> [DIRECTIONS]: Copy all lines below exactly as written. Leave pictures out.

> [MATERIAL PROVIDED]:
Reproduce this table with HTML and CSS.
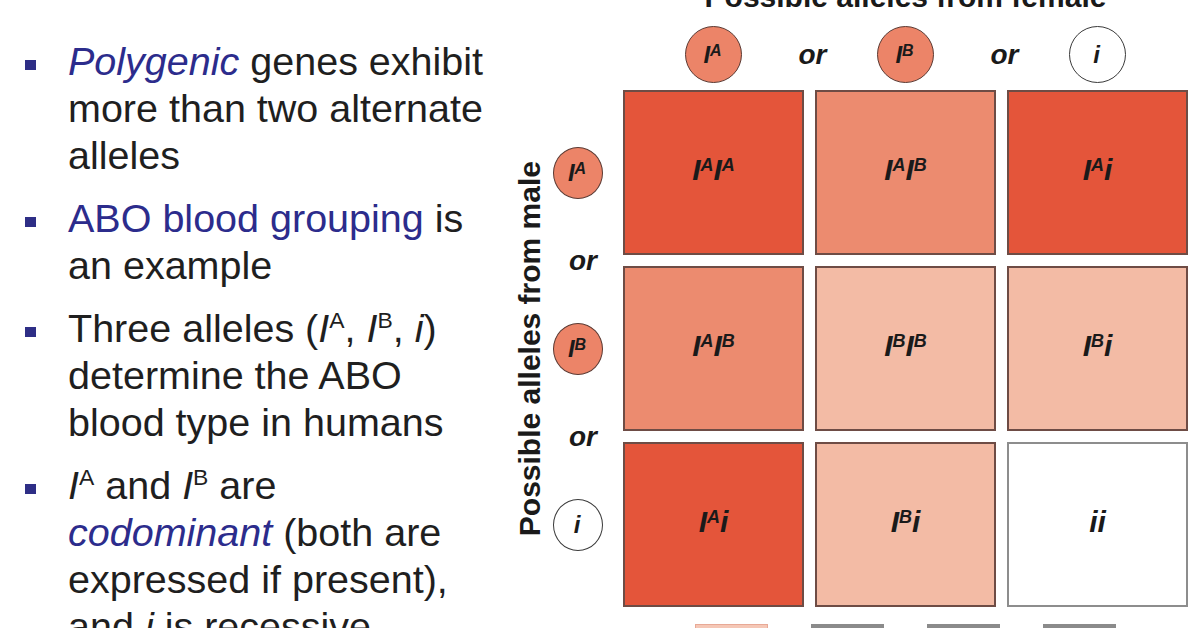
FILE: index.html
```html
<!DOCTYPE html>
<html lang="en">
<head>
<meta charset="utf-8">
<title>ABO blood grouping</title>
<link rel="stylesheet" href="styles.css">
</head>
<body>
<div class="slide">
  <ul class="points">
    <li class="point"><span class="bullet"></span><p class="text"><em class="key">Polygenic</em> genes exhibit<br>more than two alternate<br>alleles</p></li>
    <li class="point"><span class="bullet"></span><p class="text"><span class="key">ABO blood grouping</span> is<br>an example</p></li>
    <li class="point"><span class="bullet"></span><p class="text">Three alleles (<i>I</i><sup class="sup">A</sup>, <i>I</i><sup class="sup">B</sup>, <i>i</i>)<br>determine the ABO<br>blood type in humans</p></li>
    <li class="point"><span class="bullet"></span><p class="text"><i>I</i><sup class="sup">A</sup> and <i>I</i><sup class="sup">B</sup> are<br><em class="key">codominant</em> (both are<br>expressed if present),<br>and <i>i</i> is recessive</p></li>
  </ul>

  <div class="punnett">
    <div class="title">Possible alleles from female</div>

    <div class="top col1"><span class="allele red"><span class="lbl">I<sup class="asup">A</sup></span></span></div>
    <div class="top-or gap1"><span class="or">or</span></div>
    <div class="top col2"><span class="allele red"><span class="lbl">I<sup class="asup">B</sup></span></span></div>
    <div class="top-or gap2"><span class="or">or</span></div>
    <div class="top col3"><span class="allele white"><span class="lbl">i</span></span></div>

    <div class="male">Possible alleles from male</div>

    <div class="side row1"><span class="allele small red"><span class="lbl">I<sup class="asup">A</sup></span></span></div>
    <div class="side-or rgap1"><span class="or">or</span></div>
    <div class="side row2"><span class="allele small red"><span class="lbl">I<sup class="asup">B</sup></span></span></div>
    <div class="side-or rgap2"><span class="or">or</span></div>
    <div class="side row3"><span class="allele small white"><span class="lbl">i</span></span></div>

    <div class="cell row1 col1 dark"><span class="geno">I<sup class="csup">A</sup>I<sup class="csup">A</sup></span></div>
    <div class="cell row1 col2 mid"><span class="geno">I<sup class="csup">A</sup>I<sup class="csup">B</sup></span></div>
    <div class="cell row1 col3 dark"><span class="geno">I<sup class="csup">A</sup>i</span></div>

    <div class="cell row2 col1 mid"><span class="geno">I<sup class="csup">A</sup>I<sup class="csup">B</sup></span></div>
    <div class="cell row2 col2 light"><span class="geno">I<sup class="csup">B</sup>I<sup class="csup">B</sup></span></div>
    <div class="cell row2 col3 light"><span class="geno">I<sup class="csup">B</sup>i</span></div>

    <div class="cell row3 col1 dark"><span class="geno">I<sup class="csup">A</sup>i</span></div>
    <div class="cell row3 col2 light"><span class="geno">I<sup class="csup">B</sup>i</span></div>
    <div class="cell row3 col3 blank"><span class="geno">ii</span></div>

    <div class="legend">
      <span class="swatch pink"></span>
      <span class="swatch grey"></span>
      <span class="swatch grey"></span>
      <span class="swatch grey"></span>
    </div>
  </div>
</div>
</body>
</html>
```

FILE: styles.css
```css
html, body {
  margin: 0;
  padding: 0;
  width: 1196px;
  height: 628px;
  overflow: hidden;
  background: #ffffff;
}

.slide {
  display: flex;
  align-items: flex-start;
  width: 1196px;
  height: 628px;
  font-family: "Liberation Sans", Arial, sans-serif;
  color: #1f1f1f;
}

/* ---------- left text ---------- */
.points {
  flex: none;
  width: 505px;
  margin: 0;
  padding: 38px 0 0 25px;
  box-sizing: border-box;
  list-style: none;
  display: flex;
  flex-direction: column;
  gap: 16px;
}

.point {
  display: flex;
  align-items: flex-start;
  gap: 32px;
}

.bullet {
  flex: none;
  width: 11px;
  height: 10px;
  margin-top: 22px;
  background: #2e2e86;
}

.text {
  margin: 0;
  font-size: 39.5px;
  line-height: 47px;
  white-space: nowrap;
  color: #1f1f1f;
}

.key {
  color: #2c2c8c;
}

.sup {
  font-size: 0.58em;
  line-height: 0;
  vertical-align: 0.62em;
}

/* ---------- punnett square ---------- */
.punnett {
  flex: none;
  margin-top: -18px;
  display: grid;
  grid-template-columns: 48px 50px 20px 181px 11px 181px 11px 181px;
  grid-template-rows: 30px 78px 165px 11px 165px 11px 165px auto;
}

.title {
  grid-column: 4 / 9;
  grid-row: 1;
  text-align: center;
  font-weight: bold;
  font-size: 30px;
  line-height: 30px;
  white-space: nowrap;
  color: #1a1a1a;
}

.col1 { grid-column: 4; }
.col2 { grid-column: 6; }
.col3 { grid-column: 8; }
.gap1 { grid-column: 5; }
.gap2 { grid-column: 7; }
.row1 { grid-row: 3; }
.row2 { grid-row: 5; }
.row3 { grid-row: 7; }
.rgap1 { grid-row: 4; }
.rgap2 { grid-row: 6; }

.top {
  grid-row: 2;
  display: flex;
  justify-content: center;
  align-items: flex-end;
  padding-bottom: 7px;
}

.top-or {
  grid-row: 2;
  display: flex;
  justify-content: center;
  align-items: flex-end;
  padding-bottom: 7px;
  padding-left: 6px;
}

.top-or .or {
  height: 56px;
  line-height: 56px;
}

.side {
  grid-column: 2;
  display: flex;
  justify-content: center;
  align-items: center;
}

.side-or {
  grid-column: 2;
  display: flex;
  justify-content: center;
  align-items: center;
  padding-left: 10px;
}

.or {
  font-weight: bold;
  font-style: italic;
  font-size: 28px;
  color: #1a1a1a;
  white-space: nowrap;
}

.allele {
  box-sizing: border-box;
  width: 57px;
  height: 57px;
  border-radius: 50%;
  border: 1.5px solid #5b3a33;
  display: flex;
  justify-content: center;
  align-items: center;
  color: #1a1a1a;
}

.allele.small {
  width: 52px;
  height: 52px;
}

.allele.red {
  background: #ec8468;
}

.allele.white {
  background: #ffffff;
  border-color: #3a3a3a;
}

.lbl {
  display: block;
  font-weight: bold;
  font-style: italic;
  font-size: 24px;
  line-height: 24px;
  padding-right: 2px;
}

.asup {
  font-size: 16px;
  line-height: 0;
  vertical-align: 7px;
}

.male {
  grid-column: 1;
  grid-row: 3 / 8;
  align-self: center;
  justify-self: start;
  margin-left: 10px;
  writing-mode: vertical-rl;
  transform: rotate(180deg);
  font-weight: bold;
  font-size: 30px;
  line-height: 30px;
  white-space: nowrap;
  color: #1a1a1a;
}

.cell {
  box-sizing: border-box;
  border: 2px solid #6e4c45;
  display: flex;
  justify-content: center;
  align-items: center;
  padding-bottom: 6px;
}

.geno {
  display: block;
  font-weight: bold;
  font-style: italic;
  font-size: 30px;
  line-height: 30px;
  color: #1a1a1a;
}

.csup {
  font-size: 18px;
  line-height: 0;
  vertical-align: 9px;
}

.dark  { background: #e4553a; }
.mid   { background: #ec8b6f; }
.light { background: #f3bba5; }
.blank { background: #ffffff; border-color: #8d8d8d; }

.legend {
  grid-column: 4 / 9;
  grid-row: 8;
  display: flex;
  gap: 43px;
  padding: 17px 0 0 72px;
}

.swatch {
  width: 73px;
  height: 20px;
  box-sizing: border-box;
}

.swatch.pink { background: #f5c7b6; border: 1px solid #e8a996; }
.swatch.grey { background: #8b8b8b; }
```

> [WORKED ANSWER]:
Reproduce this table with HTML and CSS.
FILE: index.html
```html
<!DOCTYPE html>
<html lang="en">
<head>
<meta charset="utf-8">
<title>ABO blood grouping</title>
<link rel="stylesheet" href="styles.css">
</head>
<body>
<div class="slide">
  <ul class="points">
    <li class="point"><span class="bullet"></span><p class="text"><em class="key">Polygenic</em> genes exhibit<br>more than two alternate<br>alleles</p></li>
    <li class="point"><span class="bullet"></span><p class="text"><span class="key">ABO blood grouping</span> is<br>an example</p></li>
    <li class="point"><span class="bullet"></span><p class="text">Three alleles (<i>I</i><sup class="sup">A</sup>, <i>I</i><sup class="sup">B</sup>, <i>i</i>)<br>determine the ABO<br>blood type in humans</p></li>
    <li class="point"><span class="bullet"></span><p class="text"><i>I</i><sup class="sup">A</sup> and <i>I</i><sup class="sup">B</sup> are<br><em class="key">codominant</em> (both are<br>expressed if present),<br>and <i>i</i> is recessive</p></li>
  </ul>

  <div class="punnett">
    <div class="title">Possible alleles from female</div>

    <div class="top col1"><span class="allele red"><span class="lbl">I<sup class="asup">A</sup></span></span></div>
    <div class="top-or gap1"><span class="or">or</span></div>
    <div class="top col2"><span class="allele red"><span class="lbl">I<sup class="asup">B</sup></span></span></div>
    <div class="top-or gap2"><span class="or">or</span></div>
    <div class="top col3"><span class="allele white"><span class="lbl">i</span></span></div>

    <div class="male">Possible alleles from male</div>

    <div class="side row1"><span class="allele small red"><span class="lbl">I<sup class="asup">A</sup></span></span></div>
    <div class="side-or rgap1"><span class="or">or</span></div>
    <div class="side row2"><span class="allele small red"><span class="lbl">I<sup class="asup">B</sup></span></span></div>
    <div class="side-or rgap2"><span class="or">or</span></div>
    <div class="side row3"><span class="allele small white"><span class="lbl">i</span></span></div>

    <div class="cell row1 col1 dark"><span class="geno">I<sup class="csup">A</sup>I<sup class="csup">A</sup></span></div>
    <div class="cell row1 col2 mid"><span class="geno">I<sup class="csup">A</sup>I<sup class="csup">B</sup></span></div>
    <div class="cell row1 col3 dark"><span class="geno">I<sup class="csup">A</sup>i</span></div>

    <div class="cell row2 col1 mid"><span class="geno">I<sup class="csup">A</sup>I<sup class="csup">B</sup></span></div>
    <div class="cell row2 col2 light"><span class="geno">I<sup class="csup">B</sup>I<sup class="csup">B</sup></span></div>
    <div class="cell row2 col3 light"><span class="geno">I<sup class="csup">B</sup>i</span></div>

    <div class="cell row3 col1 dark"><span class="geno">I<sup class="csup">A</sup>i</span></div>
    <div class="cell row3 col2 light"><span class="geno">I<sup class="csup">B</sup>i</span></div>
    <div class="cell row3 col3 blank"><span class="geno">ii</span></div>

    <div class="legend">
      <span class="swatch pink"></span>
      <span class="swatch grey"></span>
      <span class="swatch grey"></span>
      <span class="swatch grey"></span>
    </div>
  </div>
</div>
</body>
</html>
```

FILE: styles.css
```css
html, body {
  margin: 0;
  padding: 0;
  width: 1196px;
  height: 628px;
  overflow: hidden;
  background: #ffffff;
}

.slide {
  display: flex;
  align-items: flex-start;
  width: 1196px;
  height: 628px;
  font-family: "Liberation Sans", Arial, sans-serif;
  color: #1f1f1f;
}

/* ---------- left text ---------- */
.points {
  flex: none;
  width: 505px;
  margin: 0;
  padding: 38px 0 0 25px;
  box-sizing: border-box;
  list-style: none;
  display: flex;
  flex-direction: column;
  gap: 16px;
}

.point {
  display: flex;
  align-items: flex-start;
  gap: 32px;
}

.bullet {
  flex: none;
  width: 11px;
  height: 10px;
  margin-top: 22px;
  background: #2e2e86;
}

.text {
  margin: 0;
  font-size: 39.5px;
  line-height: 47px;
  white-space: nowrap;
  color: #1f1f1f;
}

.key {
  color: #2c2c8c;
}

.sup {
  font-size: 0.58em;
  line-height: 0;
  vertical-align: 0.62em;
}

/* ---------- punnett square ---------- */
.punnett {
  flex: none;
  margin-top: -18px;
  display: grid;
  grid-template-columns: 48px 50px 20px 181px 11px 181px 11px 181px;
  grid-template-rows: 30px 78px 165px 11px 165px 11px 165px auto;
}

.title {
  grid-column: 4 / 9;
  grid-row: 1;
  text-align: center;
  font-weight: bold;
  font-size: 30px;
  line-height: 30px;
  white-space: nowrap;
  color: #1a1a1a;
}

.col1 { grid-column: 4; }
.col2 { grid-column: 6; }
.col3 { grid-column: 8; }
.gap1 { grid-column: 5; }
.gap2 { grid-column: 7; }
.row1 { grid-row: 3; }
.row2 { grid-row: 5; }
.row3 { grid-row: 7; }
.rgap1 { grid-row: 4; }
.rgap2 { grid-row: 6; }

.top {
  grid-row: 2;
  display: flex;
  justify-content: center;
  align-items: flex-end;
  padding-bottom: 7px;
}

.top-or {
  grid-row: 2;
  display: flex;
  justify-content: center;
  align-items: flex-end;
  padding-bottom: 7px;
  padding-left: 6px;
}

.top-or .or {
  height: 56px;
  line-height: 56px;
}

.side {
  grid-column: 2;
  display: flex;
  justify-content: center;
  align-items: center;
}

.side-or {
  grid-column: 2;
  display: flex;
  justify-content: center;
  align-items: center;
  padding-left: 10px;
}

.or {
  font-weight: bold;
  font-style: italic;
  font-size: 28px;
  color: #1a1a1a;
  white-space: nowrap;
}

.allele {
  box-sizing: border-box;
  width: 57px;
  height: 57px;
  border-radius: 50%;
  border: 1.5px solid #5b3a33;
  display: flex;
  justify-content: center;
  align-items: center;
  color: #1a1a1a;
}

.allele.small {
  width: 52px;
  height: 52px;
}

.allele.red {
  background: #ec8468;
}

.allele.white {
  background: #ffffff;
  border-color: #3a3a3a;
}

.lbl {
  display: block;
  font-weight: bold;
  font-style: italic;
  font-size: 24px;
  line-height: 24px;
  padding-right: 2px;
}

.asup {
  font-size: 16px;
  line-height: 0;
  vertical-align: 7px;
}

.male {
  grid-column: 1;
  grid-row: 3 / 8;
  align-self: center;
  justify-self: start;
  margin-left: 10px;
  writing-mode: vertical-rl;
  transform: rotate(180deg);
  font-weight: bold;
  font-size: 30px;
  line-height: 30px;
  white-space: nowrap;
  color: #1a1a1a;
}

.cell {
  box-sizing: border-box;
  border: 2px solid #6e4c45;
  display: flex;
  justify-content: center;
  align-items: center;
  padding-bottom: 6px;
}

.geno {
  display: block;
  font-weight: bold;
  font-style: italic;
  font-size: 30px;
  line-height: 30px;
  color: #1a1a1a;
}

.csup {
  font-size: 18px;
  line-height: 0;
  vertical-align: 9px;
}

.dark  { background: #e4553a; }
.mid   { background: #ec8b6f; }
.light { background: #f3bba5; }
.blank { background: #ffffff; border-color: #8d8d8d; }

.legend {
  grid-column: 4 / 9;
  grid-row: 8;
  display: flex;
  gap: 43px;
  padding: 17px 0 0 72px;
}

.swatch {
  width: 73px;
  height: 20px;
  box-sizing: border-box;
}

.swatch.pink { background: #f5c7b6; border: 1px solid #e8a996; }
.swatch.grey { background: #8b8b8b; }
```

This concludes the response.